The universities mean there's a significant English-speaking population, particularly in Lennoxville. Street signs are bilingual. Menus usually are too. But if you're looking for authentic local experience—talking to the guy selling maple syrup at the market, asking for hiking trail recommendations—you'll hit limits if you only speak English.
Worth noting: the accent here is different from Montreal French. Closer to international French, less slang-heavy, with some regional quirks borrowed from New England (there's a lot of cross-border history in the Eastern Townships).
Practical Tips for Getting Around
- Driving: Downtown parking meters run until 6 PM weekdays, free on Sundays. The parallel streets (Belvédère, Frontenac) are easier than main arteries.

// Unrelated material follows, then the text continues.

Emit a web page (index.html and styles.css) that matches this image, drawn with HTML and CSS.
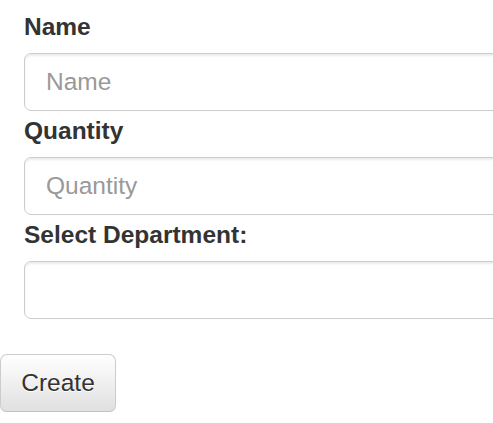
FILE: index.html
```html
<!DOCTYPE html>
<html>
<head>
<meta charset="utf-8">
<link rel="stylesheet" href="styles.css">
</head>
<body>
<form class="form">
  <div class="fields">
    <label class="label" for="name">Name</label>
    <input class="control" id="name" type="text" placeholder="Name">
    <label class="label" for="qty">Quantity</label>
    <input class="control" id="qty" type="text" placeholder="Quantity">
    <label class="label" for="dept">Select Department:</label>
    <select class="control select" id="dept"></select>
  </div>
  <button class="btn" type="button">Create</button>
</form>
</body>
</html>
```
FILE: styles.css
```css
html, body {
  margin: 0;
  padding: 0;
  background: #fff;
  overflow: hidden;
}
body {
  font-family: "Liberation Sans", Arial, sans-serif;
  color: #333;
}
.form {
  padding-top: 7px;
  overflow: hidden;
}
.fields {
  display: flex;
  flex-direction: column;
  align-items: flex-start;
  padding-left: 24px;
  overflow: hidden;
}
.label {
  display: block;
  font-weight: bold;
  font-size: 24.5px;
  line-height: 34px;
  margin: 3px 0 9px;
}
.control {
  box-sizing: border-box;
  width: calc(100% + 12px);
  height: 58px;
  padding: 0 21px;
  font-family: "Liberation Sans", Arial, sans-serif;
  font-size: 24.5px;
  color: #555;
  background: #fff;
  border: 1px solid #ccc;
  border-radius: 7px;
  box-shadow: inset 0 2px 2px rgba(0, 0, 0, 0.075);
  outline: none;
}
.control::placeholder {
  color: #999;
}
.select {
  appearance: none;
  -webkit-appearance: none;
}
.btn {
  display: block;
  box-sizing: border-box;
  margin-top: 35px;
  width: 116px;
  height: 58px;
  padding: 0;
  font-family: "Liberation Sans", Arial, sans-serif;
  font-size: 24.5px;
  color: #333;
  text-shadow: 0 1px 0 #fff;
  background: linear-gradient(to bottom, #fff 0%, #e0e0e0 100%);
  border: 1px solid #ccc;
  border-bottom-color: #c2c2c2;
  border-radius: 7px;
  box-shadow: inset 0 1px 0 rgba(255, 255, 255, 0.15), 0 1px 1px rgba(0, 0, 0, 0.075);
}
```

- Cycling: The city has bike lanes, but they're inconsistent. The Route Verte network connects Sherbrooke to Magog and beyond—paved, separated, and genuinely pleasant.
- Weather: Humid summers (July averages 25°C but feels hotter). Cold, snowy winters (January averages -10°C, often much colder). Spring is mud season. Fall is perfect.
- Cell service: Solid throughout the city. Spotty in the hills around Mont-Orford.
If you're driving from Montreal, take Highway 10 east. It's 150 kilometers, about 90 minutes without traffic. From Quebec City, it's longer—roughly 230 kilometers via Highway 20 west and 55 south. Vermont is close: the border at Stanstead is 40 minutes southeast, and Derby Line (the famous library that straddles the border) is worth a detour if you're interested in that kind of thing.
"Sherbrooke isn't trying to impress you. That's exactly why it's worth visiting."
The city rewards patience. It doesn't announce itself. Walk the streets, sit in the parks, eat the cheese, drink the beer brewed three blocks away. You'll find that Eastern Townships charm everyone talks about—not in a single moment, but in the accumulation of small details. The way the light hits the brick buildings at 5 PM. The accent of the server who remembers your coffee order. The trail that starts at the edge of town and keeps going until you forget you're near anything at all.